Pictures in the records should not be copied, but every other part must be repeated exactly.

__________

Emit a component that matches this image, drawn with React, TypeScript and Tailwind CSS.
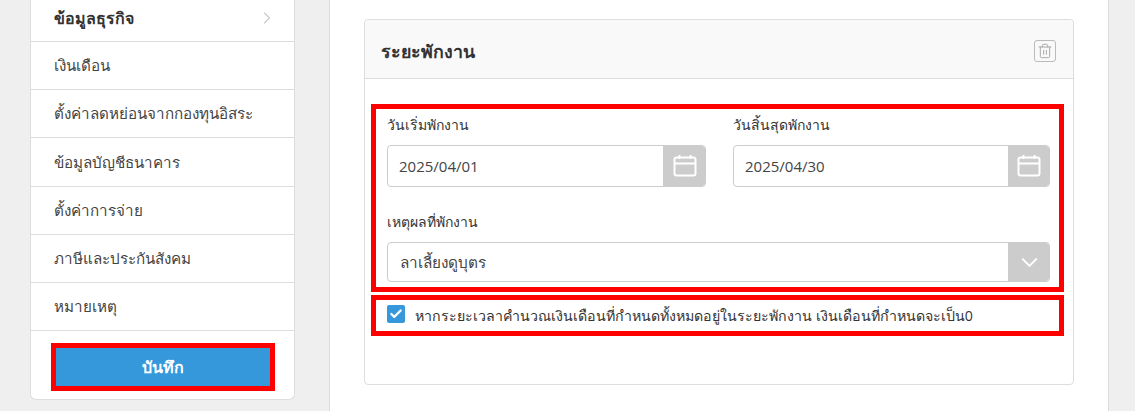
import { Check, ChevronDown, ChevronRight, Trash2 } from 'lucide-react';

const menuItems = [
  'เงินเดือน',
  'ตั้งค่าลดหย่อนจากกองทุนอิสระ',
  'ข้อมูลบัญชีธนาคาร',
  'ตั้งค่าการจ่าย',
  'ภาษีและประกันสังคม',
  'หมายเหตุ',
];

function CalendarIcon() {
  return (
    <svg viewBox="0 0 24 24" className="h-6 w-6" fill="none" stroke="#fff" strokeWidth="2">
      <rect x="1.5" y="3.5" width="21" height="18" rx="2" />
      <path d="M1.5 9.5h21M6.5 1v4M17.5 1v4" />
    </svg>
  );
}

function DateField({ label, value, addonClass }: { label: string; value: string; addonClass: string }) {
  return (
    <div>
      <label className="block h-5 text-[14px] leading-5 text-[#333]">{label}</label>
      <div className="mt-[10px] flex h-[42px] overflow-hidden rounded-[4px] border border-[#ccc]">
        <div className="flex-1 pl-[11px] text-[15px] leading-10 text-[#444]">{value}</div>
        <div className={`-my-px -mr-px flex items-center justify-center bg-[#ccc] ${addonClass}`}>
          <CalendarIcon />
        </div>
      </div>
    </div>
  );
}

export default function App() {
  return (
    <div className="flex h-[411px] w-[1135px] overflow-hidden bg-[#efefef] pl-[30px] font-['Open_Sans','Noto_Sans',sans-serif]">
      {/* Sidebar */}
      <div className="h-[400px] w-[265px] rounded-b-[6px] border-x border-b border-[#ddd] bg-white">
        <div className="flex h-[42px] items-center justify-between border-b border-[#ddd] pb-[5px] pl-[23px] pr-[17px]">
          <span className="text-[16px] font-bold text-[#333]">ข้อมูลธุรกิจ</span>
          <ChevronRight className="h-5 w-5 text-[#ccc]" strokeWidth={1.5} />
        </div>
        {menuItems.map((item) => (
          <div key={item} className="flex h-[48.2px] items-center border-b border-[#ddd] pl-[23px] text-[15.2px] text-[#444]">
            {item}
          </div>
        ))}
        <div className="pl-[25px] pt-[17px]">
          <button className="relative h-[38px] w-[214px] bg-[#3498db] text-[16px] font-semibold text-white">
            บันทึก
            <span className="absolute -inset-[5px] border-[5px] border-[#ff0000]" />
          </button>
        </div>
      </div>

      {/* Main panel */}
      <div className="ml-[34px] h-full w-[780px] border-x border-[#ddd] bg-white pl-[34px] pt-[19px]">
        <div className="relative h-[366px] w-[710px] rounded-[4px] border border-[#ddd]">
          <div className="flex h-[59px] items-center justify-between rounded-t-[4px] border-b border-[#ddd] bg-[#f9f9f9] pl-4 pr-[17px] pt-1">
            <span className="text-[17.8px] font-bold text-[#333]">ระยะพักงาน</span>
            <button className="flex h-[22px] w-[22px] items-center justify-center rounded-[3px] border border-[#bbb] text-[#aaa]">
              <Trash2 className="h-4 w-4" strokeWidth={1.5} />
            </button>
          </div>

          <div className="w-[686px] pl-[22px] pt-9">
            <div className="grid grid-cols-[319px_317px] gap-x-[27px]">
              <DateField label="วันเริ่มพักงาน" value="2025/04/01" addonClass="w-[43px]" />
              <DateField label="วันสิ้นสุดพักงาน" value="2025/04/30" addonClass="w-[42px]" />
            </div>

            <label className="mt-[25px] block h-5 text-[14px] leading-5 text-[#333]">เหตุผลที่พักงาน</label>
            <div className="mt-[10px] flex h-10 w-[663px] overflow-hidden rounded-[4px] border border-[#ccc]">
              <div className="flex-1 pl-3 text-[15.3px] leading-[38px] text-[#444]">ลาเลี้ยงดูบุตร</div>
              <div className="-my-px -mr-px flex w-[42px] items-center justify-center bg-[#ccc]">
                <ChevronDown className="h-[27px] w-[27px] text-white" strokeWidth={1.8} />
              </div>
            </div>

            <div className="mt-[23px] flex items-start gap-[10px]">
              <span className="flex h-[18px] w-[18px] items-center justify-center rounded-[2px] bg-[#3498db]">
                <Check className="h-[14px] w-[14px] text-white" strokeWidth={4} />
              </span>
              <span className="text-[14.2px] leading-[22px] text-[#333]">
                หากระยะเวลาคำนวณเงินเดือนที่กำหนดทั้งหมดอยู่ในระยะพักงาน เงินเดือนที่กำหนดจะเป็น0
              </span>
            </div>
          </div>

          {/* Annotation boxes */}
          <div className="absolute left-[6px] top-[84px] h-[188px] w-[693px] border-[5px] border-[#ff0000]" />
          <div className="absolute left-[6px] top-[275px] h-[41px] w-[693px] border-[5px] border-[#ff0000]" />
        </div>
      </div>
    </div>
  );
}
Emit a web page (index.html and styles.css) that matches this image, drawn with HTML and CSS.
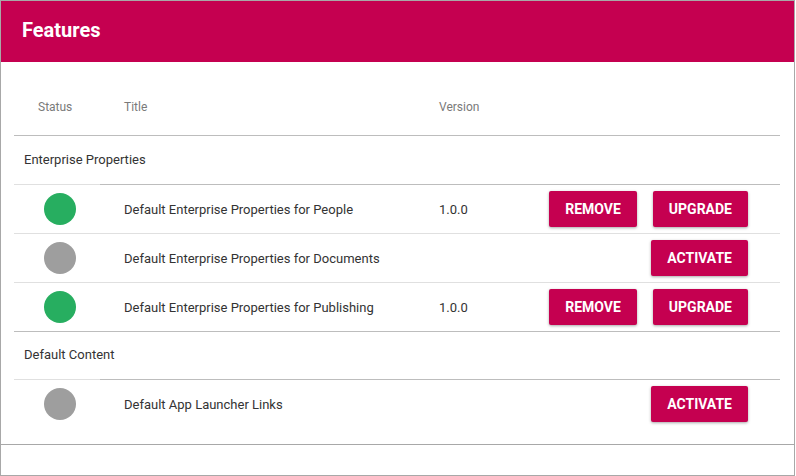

__________

## Reply to the task
Emit a component that matches this image, drawn with React, TypeScript and Tailwind CSS.
import { Check, ChevronDown, ChevronRight, Trash2 } from 'lucide-react';

const menuItems = [
  'เงินเดือน',
  'ตั้งค่าลดหย่อนจากกองทุนอิสระ',
  'ข้อมูลบัญชีธนาคาร',
  'ตั้งค่าการจ่าย',
  'ภาษีและประกันสังคม',
  'หมายเหตุ',
];

function CalendarIcon() {
  return (
    <svg viewBox="0 0 24 24" className="h-6 w-6" fill="none" stroke="#fff" strokeWidth="2">
      <rect x="1.5" y="3.5" width="21" height="18" rx="2" />
      <path d="M1.5 9.5h21M6.5 1v4M17.5 1v4" />
    </svg>
  );
}

function DateField({ label, value, addonClass }: { label: string; value: string; addonClass: string }) {
  return (
    <div>
      <label className="block h-5 text-[14px] leading-5 text-[#333]">{label}</label>
      <div className="mt-[10px] flex h-[42px] overflow-hidden rounded-[4px] border border-[#ccc]">
        <div className="flex-1 pl-[11px] text-[15px] leading-10 text-[#444]">{value}</div>
        <div className={`-my-px -mr-px flex items-center justify-center bg-[#ccc] ${addonClass}`}>
          <CalendarIcon />
        </div>
      </div>
    </div>
  );
}

export default function App() {
  return (
    <div className="flex h-[411px] w-[1135px] overflow-hidden bg-[#efefef] pl-[30px] font-['Open_Sans','Noto_Sans',sans-serif]">
      {/* Sidebar */}
      <div className="h-[400px] w-[265px] rounded-b-[6px] border-x border-b border-[#ddd] bg-white">
        <div className="flex h-[42px] items-center justify-between border-b border-[#ddd] pb-[5px] pl-[23px] pr-[17px]">
          <span className="text-[16px] font-bold text-[#333]">ข้อมูลธุรกิจ</span>
          <ChevronRight className="h-5 w-5 text-[#ccc]" strokeWidth={1.5} />
        </div>
        {menuItems.map((item) => (
          <div key={item} className="flex h-[48.2px] items-center border-b border-[#ddd] pl-[23px] text-[15.2px] text-[#444]">
            {item}
          </div>
        ))}
        <div className="pl-[25px] pt-[17px]">
          <button className="relative h-[38px] w-[214px] bg-[#3498db] text-[16px] font-semibold text-white">
            บันทึก
            <span className="absolute -inset-[5px] border-[5px] border-[#ff0000]" />
          </button>
        </div>
      </div>

      {/* Main panel */}
      <div className="ml-[34px] h-full w-[780px] border-x border-[#ddd] bg-white pl-[34px] pt-[19px]">
        <div className="relative h-[366px] w-[710px] rounded-[4px] border border-[#ddd]">
          <div className="flex h-[59px] items-center justify-between rounded-t-[4px] border-b border-[#ddd] bg-[#f9f9f9] pl-4 pr-[17px] pt-1">
            <span className="text-[17.8px] font-bold text-[#333]">ระยะพักงาน</span>
            <button className="flex h-[22px] w-[22px] items-center justify-center rounded-[3px] border border-[#bbb] text-[#aaa]">
              <Trash2 className="h-4 w-4" strokeWidth={1.5} />
            </button>
          </div>

          <div className="w-[686px] pl-[22px] pt-9">
            <div className="grid grid-cols-[319px_317px] gap-x-[27px]">
              <DateField label="วันเริ่มพักงาน" value="2025/04/01" addonClass="w-[43px]" />
              <DateField label="วันสิ้นสุดพักงาน" value="2025/04/30" addonClass="w-[42px]" />
            </div>

            <label className="mt-[25px] block h-5 text-[14px] leading-5 text-[#333]">เหตุผลที่พักงาน</label>
            <div className="mt-[10px] flex h-10 w-[663px] overflow-hidden rounded-[4px] border border-[#ccc]">
              <div className="flex-1 pl-3 text-[15.3px] leading-[38px] text-[#444]">ลาเลี้ยงดูบุตร</div>
              <div className="-my-px -mr-px flex w-[42px] items-center justify-center bg-[#ccc]">
                <ChevronDown className="h-[27px] w-[27px] text-white" strokeWidth={1.8} />
              </div>
            </div>

            <div className="mt-[23px] flex items-start gap-[10px]">
              <span className="flex h-[18px] w-[18px] items-center justify-center rounded-[2px] bg-[#3498db]">
                <Check className="h-[14px] w-[14px] text-white" strokeWidth={4} />
              </span>
              <span className="text-[14.2px] leading-[22px] text-[#333]">
                หากระยะเวลาคำนวณเงินเดือนที่กำหนดทั้งหมดอยู่ในระยะพักงาน เงินเดือนที่กำหนดจะเป็น0
              </span>
            </div>
          </div>

          {/* Annotation boxes */}
          <div className="absolute left-[6px] top-[84px] h-[188px] w-[693px] border-[5px] border-[#ff0000]" />
          <div className="absolute left-[6px] top-[275px] h-[41px] w-[693px] border-[5px] border-[#ff0000]" />
        </div>
      </div>
    </div>
  );
}
Emit a web page (index.html and styles.css) that matches this image, drawn with HTML and CSS.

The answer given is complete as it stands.